Export settings That keep images sharp On every screen

Your final step is dull, yet it’s where many images lose clarity.

Pick the right size early

For a blog header, start with a wide ratio like 16:9 or 21:9. For social posts, square or 4:5 often works. For print, aim for a pixel size that matches the print dimensions at 300 DPI.

Choose a file type that fits

  • PNG: crisp edges for graphics with flat color and clean lines.
  • JPG: smaller files for photo-style images and soft gradients.
  • WebP: strong compression for web use if your WordPress setup accepts it.

Compress without smearing

After export, check the image at 100% zoom. If you see blocky artifacts, raise quality or switch to PNG for that asset.

Build A personal prompt library That saves hours

Once you’ve got a few wins, don’t let them vanish in your chat history. Make a simple library: one folder, one text file, and a naming rule.

Name prompts Like reusable assets

Use names that describe the output: “Math worksheet icons set,” “Language flashcard art,” “Minimal blog header photo.” Add a version number when you change a major piece of the prompt.

Store the “why” in one line

Under each prompt, write a short note: “Wide header with blank space left,” or “Flat icons, same stroke width.” That note tells you what the prompt is for when you return later.

Keep accessibility in mind

If you publish AI images on a learning site, add alt text that explains what a learner should notice.
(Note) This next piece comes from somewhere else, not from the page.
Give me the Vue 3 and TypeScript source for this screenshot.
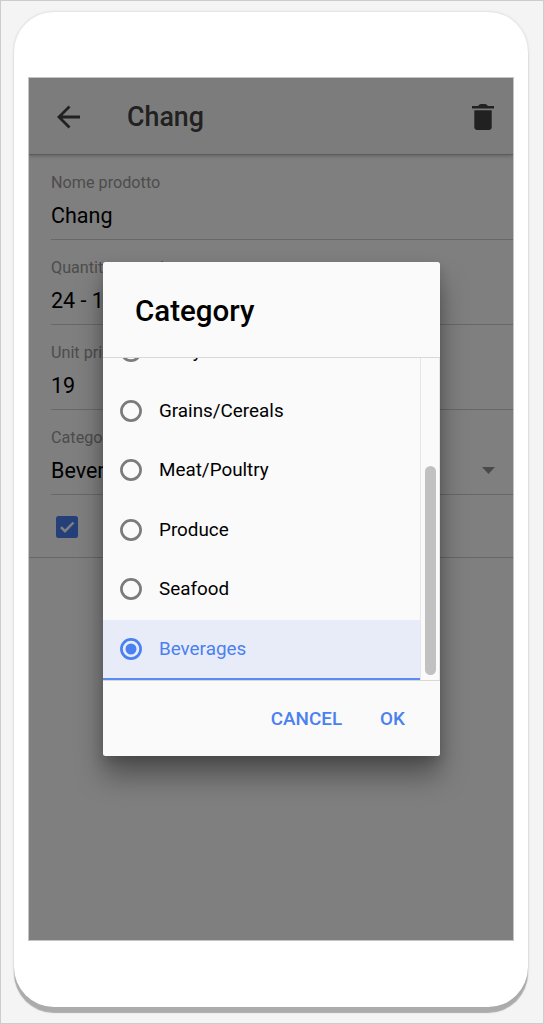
<script setup lang="ts">
import { ref, onMounted } from 'vue'

interface Field {
  label: string
  value: string
  select?: boolean
}

const fields: Field[] = [
  { label: 'Nome prodotto', value: 'Chang' },
  { label: 'Quantity per unit', value: '24 - 12 oz bottles' },
  { label: 'Unit price', value: '19' },
  { label: 'Category', value: 'Beverages', select: true },
]

const categories: string[] = [
  'Dairy Products',
  'Grains/Cereals',
  'Meat/Poultry',
  'Produce',
  'Seafood',
  'Beverages',
]
const selected = ref('Beverages')
const list = ref<HTMLElement | null>(null)

onMounted(() => {
  if (list.value) list.value.scrollTop = list.value.scrollHeight
})
</script>

<template>
  <div class="page">
    <div class="phone">
      <div class="screen">
        <header class="bar">
          <svg class="back" viewBox="0 0 24 24" width="24" height="24">
            <path d="M12.500 1.500 2 12l10.500 10.500M2.300 12H23" fill="none" stroke="#434343" stroke-width="2.800" />
          </svg>
          <h1>Chang</h1>
          <svg class="trash" viewBox="0 0 22 26" width="22" height="26">
            <path d="M0 2h6l1.500-1.600Q8 0 9 0h4q1 0 1.500.4L16 2h6v2.600H0zM2.300 6.200h17.400V23q0 3-3 3H5.300q-3 0-3-3z" fill="#434343" />
          </svg>
        </header>
        <main class="form">
          <div v-for="f in fields" :key="f.label" class="field">
            <label>{{ f.label }}</label>
            <div class="value">
              <span>{{ f.value }}</span>
              <svg v-if="f.select" class="caret" width="13" height="7" viewBox="0 0 13 7">
                <path d="M0 0h13L6.500 7z" fill="#949494" />
              </svg>
            </div>
          </div>
          <div class="check-row">
            <svg width="22" height="22" viewBox="0 0 22 22">
              <rect width="22" height="22" rx="2.500" fill="#4a80f0" />
              <path d="M5 11.200l4 4L17.500 6.500" fill="none" stroke="#fff" stroke-width="2.500" />
            </svg>
          </div>
        </main>
        <div class="overlay"></div>
        <section class="dialog">
          <h2>Category</h2>
          <div class="body">
            <div ref="list" class="list">
              <div
                v-for="c in categories"
                :key="c"
                class="option"
                :class="{ active: c === selected }"
                @click="selected = c"
              >
                <svg class="radio" width="22" height="22" viewBox="0 0 22 22">
                  <circle cx="11" cy="11" r="9.600" fill="none" stroke="currentColor" stroke-width="2.670" />
                  <circle v-if="c === selected" cx="11" cy="11" r="5.500" fill="currentColor" />
                </svg>
                <span class="name">{{ c }}</span>
              </div>
            </div>
            <div class="track"><div class="thumb"></div></div>
          </div>
          <footer>
            <button class="cancel">CANCEL</button>
            <button>OK</button>
          </footer>
        </section>
      </div>
    </div>
  </div>
</template>

<style>
body {
  margin: 0;
  overflow: hidden;
}
</style>

<style scoped>
* {
  box-sizing: border-box;
}
.page {
  width: 544px;
  height: 1024px;
  padding: 11px 14px 0;
  border: 1px solid #ccc;
  background: #f4f4f4;
  font-family: Roboto, "Liberation Sans", sans-serif;
  color: #000;
}
.phone {
  width: 514px;
  height: 995px;
  margin-left: -1px;
  padding: 65px 14px 0;
  border-radius: 40px;
  background: #fff;
  box-shadow: 0 6px 1px #ababab, 0 0 2px 1px #e0e0e0;
}
.screen {
  position: relative;
  width: 486px;
  height: 864px;
  overflow: hidden;
  border: 1px solid #c4c4c4;
  background: #fff;
}
.bar {
  display: flex;
  align-items: center;
  height: 77px;
  padding: 0 19px 0 28px;
  border-bottom: 1px solid #b8b8b8;
  background: #f9f9f9;
  box-shadow: 0 1px 4px rgba(0, 0, 0, 0.25);
}
.back {
  margin-top: 2px;
}
.trash {
  margin-top: 1px;
}
h1 {
  flex: 1;
  margin: 2px 0 0 46px;
  font-size: 26.800px;
  font-weight: 500;
  line-height: 32px;
  color: #434343;
}
.form {
  height: 403px;
  border-bottom: 1px solid #cfcfcf;
}
.field {
  height: 85px;
  margin-left: 22px;
  padding-top: 18px;
  border-bottom: 1px solid #d0d0d0;
}
.field label {
  display: block;
  font-size: 16.200px;
  line-height: 20px;
  color: #999;
}
.value {
  display: flex;
  align-items: center;
  justify-content: space-between;
  height: 26px;
  margin-top: 10px;
  padding-right: 18px;
  font-size: 21.500px;
  line-height: 26px;
}
.caret {
  margin-top: -1px;
}
.check-row {
  padding: 21px 0 0 27.400px;
}
.overlay {
  position: absolute;
  inset: 0;
  background: rgba(0, 0, 0, 0.5);
}
.dialog {
  position: absolute;
  left: 73.500px;
  top: 184px;
  width: 337.500px;
  height: 494.400px;
  border-radius: 2.500px;
  background: #fafafa;
  box-shadow: 0 20px 28px rgba(0, 0, 0, 0.36), 0 5px 12px rgba(0, 0, 0, 0.15);
}
h2 {
  height: 96px;
  margin: 0;
  padding: 33px 32.500px 0;
  border-bottom: 1px solid #d8d8d8;
  font-size: 29.500px;
  font-weight: 500;
  line-height: 33px;
}
.body {
  display: flex;
  height: 323px;
  border-bottom: 1px solid #d8d8d8;
}
.list {
  width: 317.500px;
  height: 322px;
  overflow: hidden;
}
.option {
  display: flex;
  align-items: center;
  gap: 17.500px;
  height: 59.500px;
  padding: 0 17px 1.400px;
  font-size: 18.850px;
}
.radio {
  flex-shrink: 0;
  color: #7b7b7b;
}
.name {
  padding-top: 0.500px;
}
.option:last-child {
  height: 60px;
}
.active {
  padding-bottom: 0;
  border-bottom: 2px solid #5a8bf0;
  background: #e8ecf8;
  color: #4a80f0;
}
.active .radio {
  color: #4a80f0;
}
.active .name {
  padding-top: 1px;
}
.track {
  display: flex;
  flex: 1;
  align-items: flex-end;
  padding: 0 0 5px 4px;
  border: solid #e6e6e6;
  border-width: 0 1px;
}
.thumb {
  width: 11px;
  height: 209px;
  border-radius: 6px;
  background: #c1c1c1;
}
footer {
  display: flex;
  justify-content: flex-end;
  padding: 27px 35px 0 0;
}
button {
  padding: 0;
  border: 0;
  background: none;
  font: 500 18.850px/22px Roboto, "Liberation Sans", sans-serif;
  color: #4a80f0;
}
.cancel {
  margin-right: 38px;
}
</style>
Skip fluff. Say what’s in the image and why it’s there, like “Diagram of the water cycle with arrows showing evaporation and condensation.”
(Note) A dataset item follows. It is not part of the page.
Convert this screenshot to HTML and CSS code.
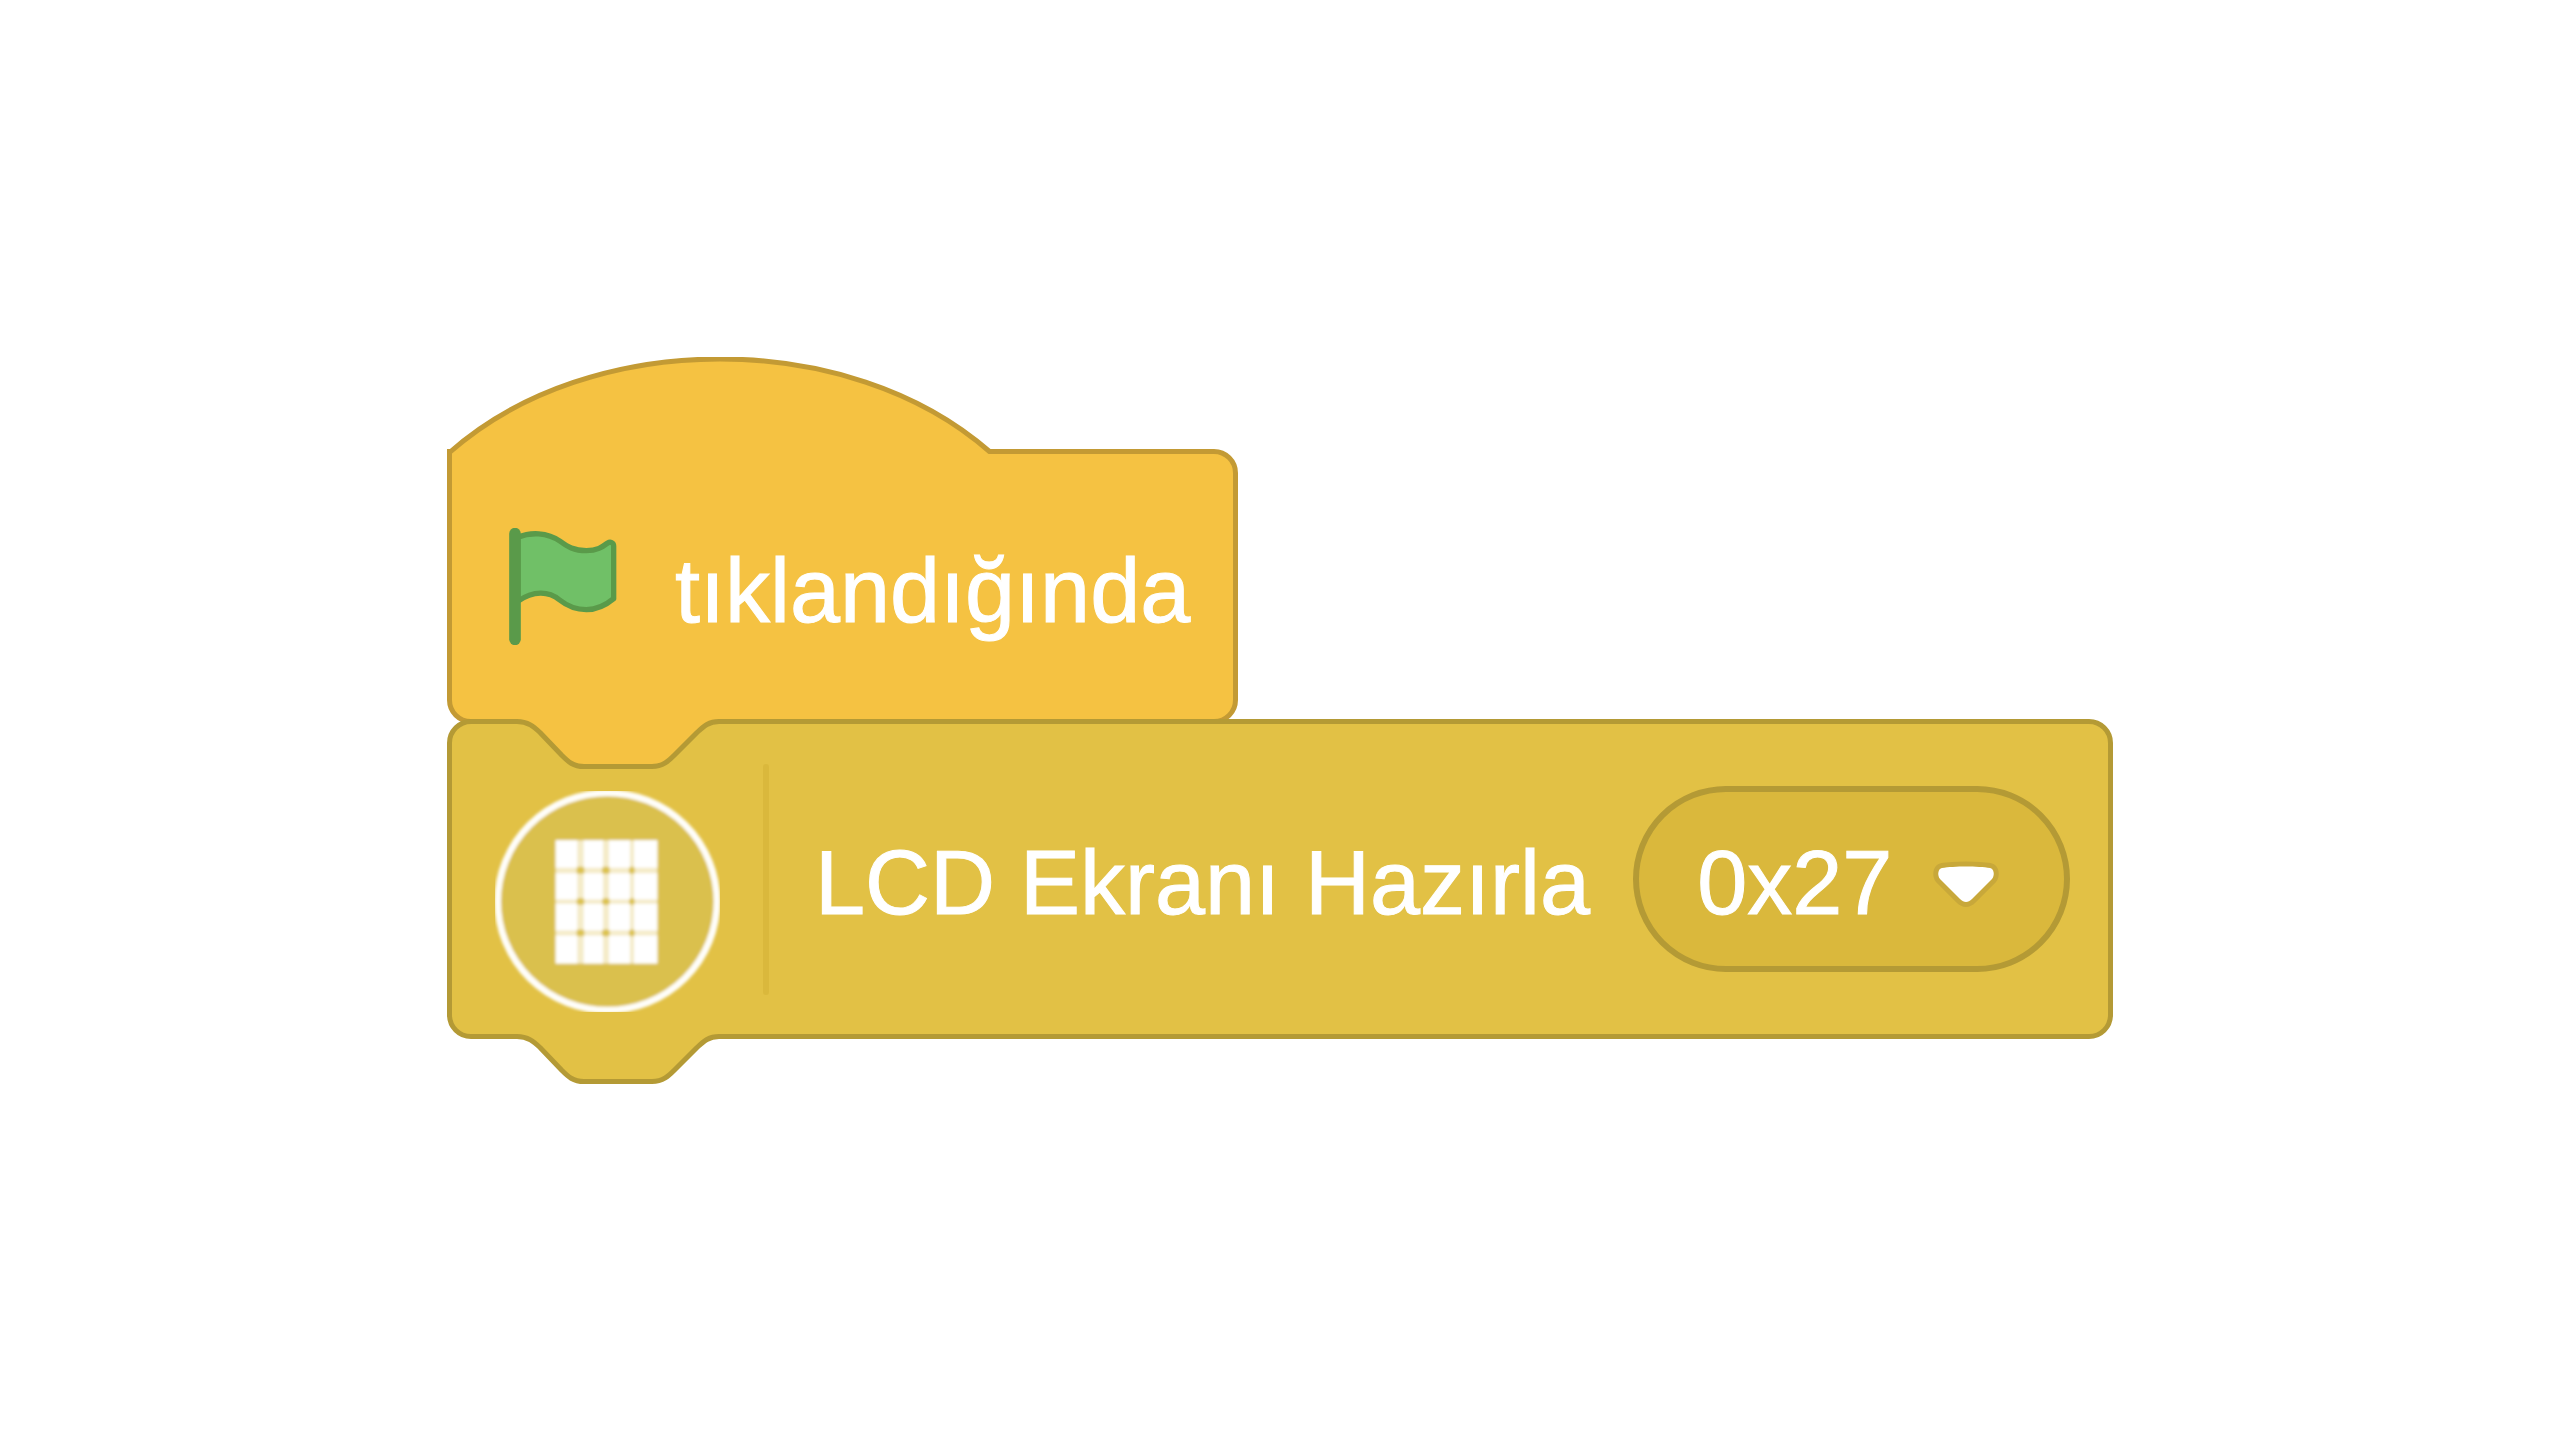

A simple workflow You can repeat

If you want a short checklist, use this:

  1. Define purpose, ratio, and where the image will live.
  2. Write a prompt with subject, scene, framing, and one style anchor.
  3. Generate a batch, pick the best draft, and note what’s wrong.
  4. Edit targeted areas with inpainting or outpainting.
  5. Lock palette and background for brand fit.
  6. Export in the right size and format, then compress and re-check.

After a few rounds, prompt writing stops feeling like guesswork. You’ll know which words move composition, which ones change lighting, and which constraints keep images clean.